Diceritakan tentang ‘tahyul’ turun temurun bahwa seorang anak yang memiliki
‘pusar-pusar kembar’, dipercayai sebagai isyarat dan pertanda bakal berkembang
biaknya binatang ternak yang dipeliharanya. Maka, Upik tak perlu bercita-cita
tinggi seperti abangnya (Kandik) yang ingin jadi tentara. Perempuan itu
seolah-olah sudah terselamatkan hanya dengan mengikuti ‘garis’ nasib sebagai
pengembala ternak (ayam, itik, kambing, sapi dan kerbau). Celakanya,
‘alih-alih’ dapat menikmati jerih payahnya mengembangbiakkan ternak, si Upik
justru jadi sasaran kesewenang-wenangan ayahnya (penjudi, dan suka menganggu
istri orang) yang bebas merampas ternak-ternak peliharaannya.

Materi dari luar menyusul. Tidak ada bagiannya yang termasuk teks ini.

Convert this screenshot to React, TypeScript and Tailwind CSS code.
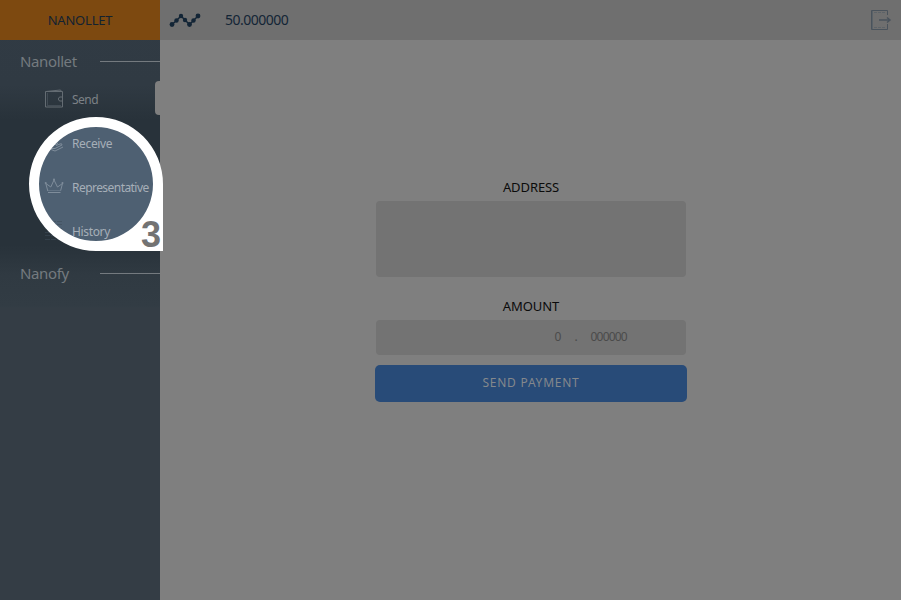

Begitupun Kandik
(bila kalah berjudi), yang dengan gampang menyeret kambing-kambing Upik. Mitos
‘pusar-pusar ternak’ yang diyakini bakal berbuah berkah, ternyata hanya
menyuburkan iklim kekerasan ‘diam-diam’.
Ketertindasan
Upik, ‘setali tiga uang’ dengan penderitaan Gondan (Parang Tak Berulu) yang
menanggung gunjing, bisik dan selidik sejak kepergian Jibun, suaminya. Begitu
pun Hindun (Perempuan Yang Jatuh dari Pohon), yang mesti berjuang mati-matian
‘menegakkan’ hidup keluarga setelah ditinggal mati ayahnya. Hindun mengisolasi
diri dari pergaulan gadis-gadis kampung seusianya, tinggal di ladang bersama
ibunya. Di sini, Raudal memperlihatkan betapa banyak pantangan adat yang kaku,
kolot, kampungan dan sering merendahkan martabat perempuan. Misalnya, terlarang
bagi perempuan memanjat pohon. Apakah karena perempuan tak boleh lebih tinggi
dari laki-laki? Lalu, terlarang meminang perempuan yang tak tinggal di rumah
sendiri. Bila Hindun masih tinggal di ladang, niscaya ia tak bakal bersuami
sampai mati. Maka, Hindun pun melanggar semua pantangan, sejak kecil ia sudah
berani memanjat pohon, dan juga bertekad tak akan tinggal di dalam kampung.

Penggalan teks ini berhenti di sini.